> PROBLEM:
Tally the lines that contain the string "index" and state that total without comment.

•••

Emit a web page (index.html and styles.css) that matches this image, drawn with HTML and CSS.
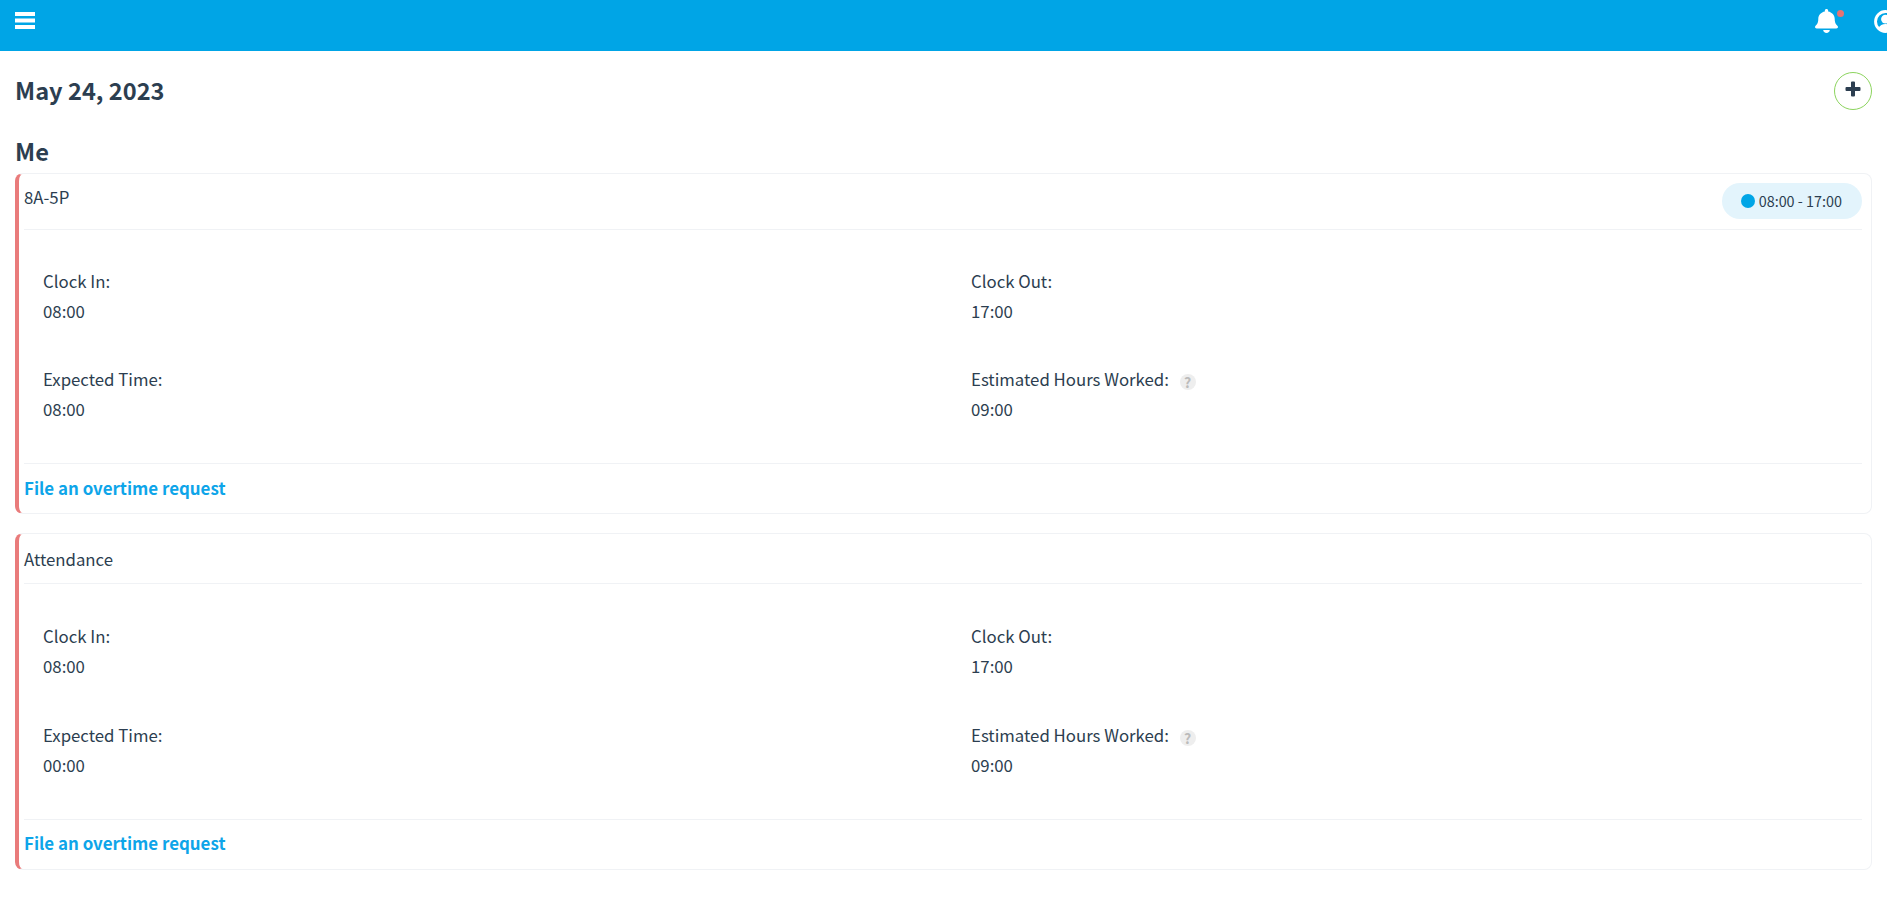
FILE: index.html
```html
<!DOCTYPE html>
<html lang="en">
<head>
    <meta charset="UTF-8">
    <meta name="viewport" content="width=device-width, initial-scale=1.0">
    <title>Attendance</title>
    <link rel="stylesheet" href="styles.css">
</head>
<body>
    <header class="topbar">
        <svg class="menu-icon" viewBox="0 0 20 17" aria-hidden="true">
            <rect width="20" height="4" y="0"></rect>
            <rect width="20" height="4" y="6.5"></rect>
            <rect width="20" height="4" y="13"></rect>
        </svg>
        <div class="topbar-right">
            <div class="bell">
                <svg class="bell-icon" viewBox="0 0 448 512" preserveAspectRatio="none" aria-hidden="true">
                    <path d="M224 512c35.32 0 63.97-28.65 63.97-64H160.03c0 35.35 28.65 64 63.97 64zm215.39-149.71c-19.32-20.76-55.47-51.99-55.47-154.29 0-77.7-54.48-139.9-127.94-155.16V32c0-17.67-14.32-32-31.98-32s-31.98 14.33-31.98 32v20.84C118.56 68.1 64.08 130.3 64.08 208c0 102.3-36.15 133.53-55.47 154.29-6 6.45-8.66 14.16-8.61 21.71.11 16.4 12.98 32 32.1 32h383.8c19.12 0 32-15.6 32.1-32 .05-7.55-2.61-15.27-8.61-21.71z"></path>
                </svg>
                <span class="bell-dot"></span>
            </div>
            <div class="user">
                <svg class="user-icon" viewBox="0 0 24 24" aria-hidden="true">
                    <circle class="user-ring" cx="12" cy="12" r="10.4"></circle>
                    <circle cx="12" cy="9.5" r="4.6"></circle>
                    <path d="M4.500 19.500c1.500-3.500 4.200-4.800 7.500-4.800s6 1.300 7.500 4.800l-2.500 2H7z"></path>
                </svg>
            </div>
        </div>
    </header>

    <main class="content">
        <div class="date-row">
            <h1>May 24, 2023</h1>
            <button class="add-btn" aria-label="Add">
                <svg viewBox="0 0 16 16" aria-hidden="true">
                    <path d="M6 1.5a1 1 0 0 1 1-1h2a1 1 0 0 1 1 1V6h4.500a1 1 0 0 1 1 1v2a1 1 0 0 1-1 1H10v4.500a1 1 0 0 1-1 1H7a1 1 0 0 1-1-1V10H1.500a1 1 0 0 1-1-1V7a1 1 0 0 1 1-1H6z"></path>
                </svg>
            </button>
        </div>
        <h2>Me</h2>

        <section class="card">
            <div class="card-head">
                <span>8A-5P</span>
                <span class="pill"><i class="pill-dot"></i>08:00 - 17:00</span>
            </div>
            <div class="fields">
                <div class="field">
                    <div>Clock In:</div>
                    <div>08:00</div>
                </div>
                <div class="field">
                    <div>Clock Out:</div>
                    <div>17:00</div>
                </div>
                <div class="field">
                    <div>Expected Time:</div>
                    <div>08:00</div>
                </div>
                <div class="field">
                    <div>Estimated Hours Worked: <span class="hint">?</span></div>
                    <div>09:00</div>
                </div>
            </div>
            <div class="card-foot"><a href="#">File an overtime request</a></div>
        </section>

        <section class="card card-short">
            <div class="card-head">
                <span>Attendance</span>
            </div>
            <div class="fields">
                <div class="field">
                    <div>Clock In:</div>
                    <div>08:00</div>
                </div>
                <div class="field">
                    <div>Clock Out:</div>
                    <div>17:00</div>
                </div>
                <div class="field">
                    <div>Expected Time:</div>
                    <div>00:00</div>
                </div>
                <div class="field">
                    <div>Estimated Hours Worked: <span class="hint">?</span></div>
                    <div>09:00</div>
                </div>
            </div>
            <div class="card-foot"><a href="#">File an overtime request</a></div>
        </section>
    </main>
</body>
</html>
```

FILE: styles.css
```css
html, body {
    height: 100%;
}
body {
    margin: 0;
    overflow: hidden;
    background-color: #fff;
    color: #2c3e50;
    font-family: "Noto Sans CJK SC", "Open Sans", sans-serif;
    font-size: 16.8px;
    line-height: 30px;
}
.topbar {
    display: flex;
    justify-content: space-between;
    height: 51px;
    padding: 12px 0 0 15px;
    box-sizing: border-box;
    background-color: #00a5e6;
}
.menu-icon {
    width: 20px;
    height: 17px;
    fill: #fff;
}
.topbar-right {
    display: flex;
    align-items: flex-start;
    margin-top: -3px;
}
.bell {
    position: relative;
    width: 23px;
    height: 24px;
    margin-right: 36px;
}
.bell-icon {
    display: block;
    width: 23px;
    height: 24px;
    fill: #fff;
}
.bell-dot {
    position: absolute;
    top: 1px;
    left: 22px;
    width: 7px;
    height: 7px;
    border-radius: 50%;
    background-color: #e57373;
}
.user {
    width: 13px;
    height: 24px;
    margin-top: 1px;
    overflow: hidden;
}
.user-icon {
    display: block;
    width: 23px;
    height: 23px;
    fill: #fff;
}
.user-ring {
    fill: none;
    stroke: #fff;
    stroke-width: 3;
}
.content {
    padding: 0 15px;
}
.date-row {
    display: flex;
    justify-content: space-between;
    align-items: flex-start;
    height: 84px;
    padding-top: 21px;
    box-sizing: border-box;
}
h1, h2 {
    margin: 0;
    font-size: 23.6px;
    font-weight: 700;
    line-height: 32px;
}
h1 {
    margin-top: 2px;
}
h2 {
    height: 38px;
}
.add-btn {
    display: flex;
    align-items: center;
    justify-content: center;
    width: 38px;
    height: 38px;
    padding: 0 0 5px;
    border: 1px solid #8cd45e;
    border-radius: 50%;
    background: none;
}
.add-btn svg {
    width: 16px;
    height: 16px;
    fill: #2c3e50;
}
.card {
    margin-bottom: 19px;
    padding: 0 9px 0 5px;
    border: 1px solid #f0f2f5;
    border-left: 4px solid #e97b7b;
    border-radius: 8px;
    background-color: #fff;
}
.card-head {
    display: flex;
    justify-content: space-between;
    min-height: 55px;
    border-bottom: 1px solid #f0f2f5;
}
.card-head > span:first-child {
    margin-top: 8px;
}
.card-short .card-head {
    min-height: 49px;
}
.card-short .card-head > span:first-child {
    margin-top: 10px;
}
.pill {
    display: flex;
    align-items: center;
    height: 36px;
    margin-top: 9px;
    padding: 0 20px 0 19px;
    border-radius: 18px;
    background-color: #e3f4fc;
    font-size: 14.4px;
}
.pill-dot {
    width: 14px;
    height: 14px;
    margin-right: 4px;
    border-radius: 50%;
    background-color: #00a5e6;
}
.fields {
    display: grid;
    grid-template-columns: 928px 1fr;
    row-gap: 38px;
    padding: 36px 19px 39px;
}
.card-short .fields {
    row-gap: 39px;
    padding-top: 37px;
}
.field {
    min-height: 60px;
}
.hint {
    display: inline-flex;
    align-items: center;
    justify-content: center;
    width: 16px;
    height: 16px;
    margin-left: 7px;
    border-radius: 50%;
    background-color: #eee;
    color: #bbb;
    font-size: 14px;
    font-weight: 700;
    line-height: 16px;
    vertical-align: -2px;
}
.card-foot {
    height: 49px;
    border-top: 1px solid #f0f2f5;
    line-height: 47px;
}
.card-short .card-foot {
    line-height: 45px;
}
.card-foot a {
    color: #0ea5e9;
    font-size: 16.9px;
    font-weight: 700;
    text-decoration: none;
}
```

•••

> WRITTEN REPLY:
2